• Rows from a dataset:
--
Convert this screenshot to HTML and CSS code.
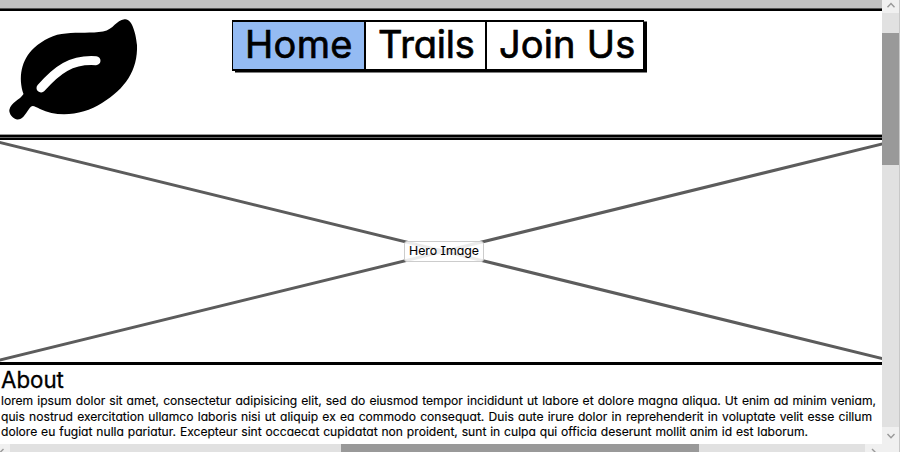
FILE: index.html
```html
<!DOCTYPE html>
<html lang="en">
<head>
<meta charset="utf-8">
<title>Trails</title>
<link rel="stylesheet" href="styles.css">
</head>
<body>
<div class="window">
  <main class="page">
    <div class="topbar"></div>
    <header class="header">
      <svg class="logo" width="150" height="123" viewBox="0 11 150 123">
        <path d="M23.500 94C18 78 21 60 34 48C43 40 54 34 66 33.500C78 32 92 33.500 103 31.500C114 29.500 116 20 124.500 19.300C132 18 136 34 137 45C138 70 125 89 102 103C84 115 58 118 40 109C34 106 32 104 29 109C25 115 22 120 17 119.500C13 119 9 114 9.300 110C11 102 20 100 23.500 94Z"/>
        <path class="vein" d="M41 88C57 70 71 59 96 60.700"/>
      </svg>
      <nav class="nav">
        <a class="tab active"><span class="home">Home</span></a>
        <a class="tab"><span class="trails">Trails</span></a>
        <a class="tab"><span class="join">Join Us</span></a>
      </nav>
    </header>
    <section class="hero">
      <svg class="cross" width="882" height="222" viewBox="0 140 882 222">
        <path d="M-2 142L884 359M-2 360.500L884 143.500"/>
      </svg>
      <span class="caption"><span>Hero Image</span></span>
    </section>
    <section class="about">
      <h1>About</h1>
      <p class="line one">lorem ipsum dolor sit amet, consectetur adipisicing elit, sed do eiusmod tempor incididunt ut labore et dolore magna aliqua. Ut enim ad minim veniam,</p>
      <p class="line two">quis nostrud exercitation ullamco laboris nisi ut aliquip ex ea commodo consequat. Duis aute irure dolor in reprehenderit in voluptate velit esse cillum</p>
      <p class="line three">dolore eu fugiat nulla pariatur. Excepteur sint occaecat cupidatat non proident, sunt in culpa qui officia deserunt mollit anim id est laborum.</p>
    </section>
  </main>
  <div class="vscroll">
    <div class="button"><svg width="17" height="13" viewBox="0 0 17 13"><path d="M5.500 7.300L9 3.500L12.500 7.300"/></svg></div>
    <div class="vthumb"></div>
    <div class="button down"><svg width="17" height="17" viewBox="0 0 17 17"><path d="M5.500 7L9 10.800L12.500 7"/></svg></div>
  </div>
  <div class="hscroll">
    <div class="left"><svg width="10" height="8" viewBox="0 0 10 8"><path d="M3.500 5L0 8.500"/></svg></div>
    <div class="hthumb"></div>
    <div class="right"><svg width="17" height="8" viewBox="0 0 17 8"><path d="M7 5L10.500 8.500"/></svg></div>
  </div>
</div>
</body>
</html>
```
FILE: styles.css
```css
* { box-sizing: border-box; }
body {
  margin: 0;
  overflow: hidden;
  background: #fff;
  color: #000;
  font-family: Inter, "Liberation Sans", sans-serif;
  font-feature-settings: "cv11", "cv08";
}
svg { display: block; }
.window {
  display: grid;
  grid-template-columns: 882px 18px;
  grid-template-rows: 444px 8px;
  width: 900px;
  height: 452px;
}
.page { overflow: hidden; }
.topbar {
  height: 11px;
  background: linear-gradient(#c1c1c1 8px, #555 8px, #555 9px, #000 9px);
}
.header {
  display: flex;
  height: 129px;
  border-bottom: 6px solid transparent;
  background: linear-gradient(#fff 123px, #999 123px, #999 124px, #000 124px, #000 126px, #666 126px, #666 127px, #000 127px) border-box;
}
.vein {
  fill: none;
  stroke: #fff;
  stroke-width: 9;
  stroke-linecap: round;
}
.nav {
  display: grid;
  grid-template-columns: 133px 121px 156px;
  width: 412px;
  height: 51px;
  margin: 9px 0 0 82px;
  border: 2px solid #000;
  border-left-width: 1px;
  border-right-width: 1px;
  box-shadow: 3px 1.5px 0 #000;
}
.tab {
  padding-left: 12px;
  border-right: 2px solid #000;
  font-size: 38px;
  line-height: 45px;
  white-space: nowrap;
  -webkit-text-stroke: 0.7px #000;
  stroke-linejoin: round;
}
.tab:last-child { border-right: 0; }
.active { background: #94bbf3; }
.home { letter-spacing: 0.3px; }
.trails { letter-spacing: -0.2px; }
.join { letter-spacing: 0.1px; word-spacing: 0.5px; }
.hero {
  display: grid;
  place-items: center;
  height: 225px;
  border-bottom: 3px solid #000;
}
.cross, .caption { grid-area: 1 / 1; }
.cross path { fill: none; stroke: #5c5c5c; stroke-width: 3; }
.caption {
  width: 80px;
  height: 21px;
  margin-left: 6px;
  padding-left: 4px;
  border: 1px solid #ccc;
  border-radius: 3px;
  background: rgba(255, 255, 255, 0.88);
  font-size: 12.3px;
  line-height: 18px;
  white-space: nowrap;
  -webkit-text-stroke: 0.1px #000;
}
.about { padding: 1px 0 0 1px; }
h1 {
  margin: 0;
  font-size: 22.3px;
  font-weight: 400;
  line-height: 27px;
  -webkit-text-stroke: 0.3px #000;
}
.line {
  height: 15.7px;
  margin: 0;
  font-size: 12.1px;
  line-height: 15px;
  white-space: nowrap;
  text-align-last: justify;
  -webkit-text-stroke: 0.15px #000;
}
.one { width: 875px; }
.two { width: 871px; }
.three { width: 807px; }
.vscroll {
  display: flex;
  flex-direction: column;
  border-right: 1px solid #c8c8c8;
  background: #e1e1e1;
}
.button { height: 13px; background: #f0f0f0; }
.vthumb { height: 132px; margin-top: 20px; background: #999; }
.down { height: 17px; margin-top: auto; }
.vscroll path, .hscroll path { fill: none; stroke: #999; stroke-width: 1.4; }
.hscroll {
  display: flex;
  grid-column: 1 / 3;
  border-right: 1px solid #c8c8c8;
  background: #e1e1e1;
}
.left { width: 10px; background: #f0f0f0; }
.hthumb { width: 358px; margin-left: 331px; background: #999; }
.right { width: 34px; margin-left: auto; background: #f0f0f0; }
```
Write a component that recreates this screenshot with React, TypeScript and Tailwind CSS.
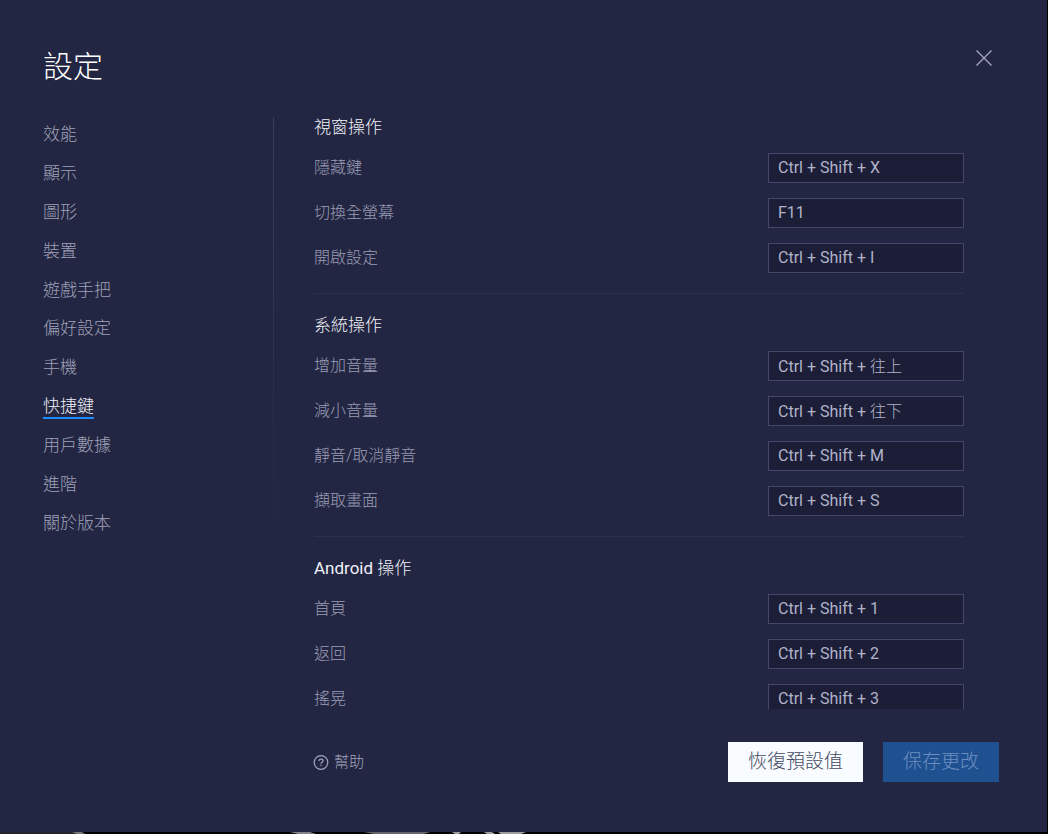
--
• Given exercise:
Omit every picture, then repeat the remaining data exactly as it appears above.

• Solution:
Convert this screenshot to HTML and CSS code.
FILE: index.html
```html
<!DOCTYPE html>
<html lang="en">
<head>
<meta charset="utf-8">
<title>Trails</title>
<link rel="stylesheet" href="styles.css">
</head>
<body>
<div class="window">
  <main class="page">
    <div class="topbar"></div>
    <header class="header">
      <svg class="logo" width="150" height="123" viewBox="0 11 150 123">
        <path d="M23.500 94C18 78 21 60 34 48C43 40 54 34 66 33.500C78 32 92 33.500 103 31.500C114 29.500 116 20 124.500 19.300C132 18 136 34 137 45C138 70 125 89 102 103C84 115 58 118 40 109C34 106 32 104 29 109C25 115 22 120 17 119.500C13 119 9 114 9.300 110C11 102 20 100 23.500 94Z"/>
        <path class="vein" d="M41 88C57 70 71 59 96 60.700"/>
      </svg>
      <nav class="nav">
        <a class="tab active"><span class="home">Home</span></a>
        <a class="tab"><span class="trails">Trails</span></a>
        <a class="tab"><span class="join">Join Us</span></a>
      </nav>
    </header>
    <section class="hero">
      <svg class="cross" width="882" height="222" viewBox="0 140 882 222">
        <path d="M-2 142L884 359M-2 360.500L884 143.500"/>
      </svg>
      <span class="caption"><span>Hero Image</span></span>
    </section>
    <section class="about">
      <h1>About</h1>
      <p class="line one">lorem ipsum dolor sit amet, consectetur adipisicing elit, sed do eiusmod tempor incididunt ut labore et dolore magna aliqua. Ut enim ad minim veniam,</p>
      <p class="line two">quis nostrud exercitation ullamco laboris nisi ut aliquip ex ea commodo consequat. Duis aute irure dolor in reprehenderit in voluptate velit esse cillum</p>
      <p class="line three">dolore eu fugiat nulla pariatur. Excepteur sint occaecat cupidatat non proident, sunt in culpa qui officia deserunt mollit anim id est laborum.</p>
    </section>
  </main>
  <div class="vscroll">
    <div class="button"><svg width="17" height="13" viewBox="0 0 17 13"><path d="M5.500 7.300L9 3.500L12.500 7.300"/></svg></div>
    <div class="vthumb"></div>
    <div class="button down"><svg width="17" height="17" viewBox="0 0 17 17"><path d="M5.500 7L9 10.800L12.500 7"/></svg></div>
  </div>
  <div class="hscroll">
    <div class="left"><svg width="10" height="8" viewBox="0 0 10 8"><path d="M3.500 5L0 8.500"/></svg></div>
    <div class="hthumb"></div>
    <div class="right"><svg width="17" height="8" viewBox="0 0 17 8"><path d="M7 5L10.500 8.500"/></svg></div>
  </div>
</div>
</body>
</html>
```
FILE: styles.css
```css
* { box-sizing: border-box; }
body {
  margin: 0;
  overflow: hidden;
  background: #fff;
  color: #000;
  font-family: Inter, "Liberation Sans", sans-serif;
  font-feature-settings: "cv11", "cv08";
}
svg { display: block; }
.window {
  display: grid;
  grid-template-columns: 882px 18px;
  grid-template-rows: 444px 8px;
  width: 900px;
  height: 452px;
}
.page { overflow: hidden; }
.topbar {
  height: 11px;
  background: linear-gradient(#c1c1c1 8px, #555 8px, #555 9px, #000 9px);
}
.header {
  display: flex;
  height: 129px;
  border-bottom: 6px solid transparent;
  background: linear-gradient(#fff 123px, #999 123px, #999 124px, #000 124px, #000 126px, #666 126px, #666 127px, #000 127px) border-box;
}
.vein {
  fill: none;
  stroke: #fff;
  stroke-width: 9;
  stroke-linecap: round;
}
.nav {
  display: grid;
  grid-template-columns: 133px 121px 156px;
  width: 412px;
  height: 51px;
  margin: 9px 0 0 82px;
  border: 2px solid #000;
  border-left-width: 1px;
  border-right-width: 1px;
  box-shadow: 3px 1.5px 0 #000;
}
.tab {
  padding-left: 12px;
  border-right: 2px solid #000;
  font-size: 38px;
  line-height: 45px;
  white-space: nowrap;
  -webkit-text-stroke: 0.7px #000;
  stroke-linejoin: round;
}
.tab:last-child { border-right: 0; }
.active { background: #94bbf3; }
.home { letter-spacing: 0.3px; }
.trails { letter-spacing: -0.2px; }
.join { letter-spacing: 0.1px; word-spacing: 0.5px; }
.hero {
  display: grid;
  place-items: center;
  height: 225px;
  border-bottom: 3px solid #000;
}
.cross, .caption { grid-area: 1 / 1; }
.cross path { fill: none; stroke: #5c5c5c; stroke-width: 3; }
.caption {
  width: 80px;
  height: 21px;
  margin-left: 6px;
  padding-left: 4px;
  border: 1px solid #ccc;
  border-radius: 3px;
  background: rgba(255, 255, 255, 0.88);
  font-size: 12.3px;
  line-height: 18px;
  white-space: nowrap;
  -webkit-text-stroke: 0.1px #000;
}
.about { padding: 1px 0 0 1px; }
h1 {
  margin: 0;
  font-size: 22.3px;
  font-weight: 400;
  line-height: 27px;
  -webkit-text-stroke: 0.3px #000;
}
.line {
  height: 15.7px;
  margin: 0;
  font-size: 12.1px;
  line-height: 15px;
  white-space: nowrap;
  text-align-last: justify;
  -webkit-text-stroke: 0.15px #000;
}
.one { width: 875px; }
.two { width: 871px; }
.three { width: 807px; }
.vscroll {
  display: flex;
  flex-direction: column;
  border-right: 1px solid #c8c8c8;
  background: #e1e1e1;
}
.button { height: 13px; background: #f0f0f0; }
.vthumb { height: 132px; margin-top: 20px; background: #999; }
.down { height: 17px; margin-top: auto; }
.vscroll path, .hscroll path { fill: none; stroke: #999; stroke-width: 1.4; }
.hscroll {
  display: flex;
  grid-column: 1 / 3;
  border-right: 1px solid #c8c8c8;
  background: #e1e1e1;
}
.left { width: 10px; background: #f0f0f0; }
.hthumb { width: 358px; margin-left: 331px; background: #999; }
.right { width: 34px; margin-left: auto; background: #f0f0f0; }
```
Write a component that recreates this screenshot with React, TypeScript and Tailwind CSS.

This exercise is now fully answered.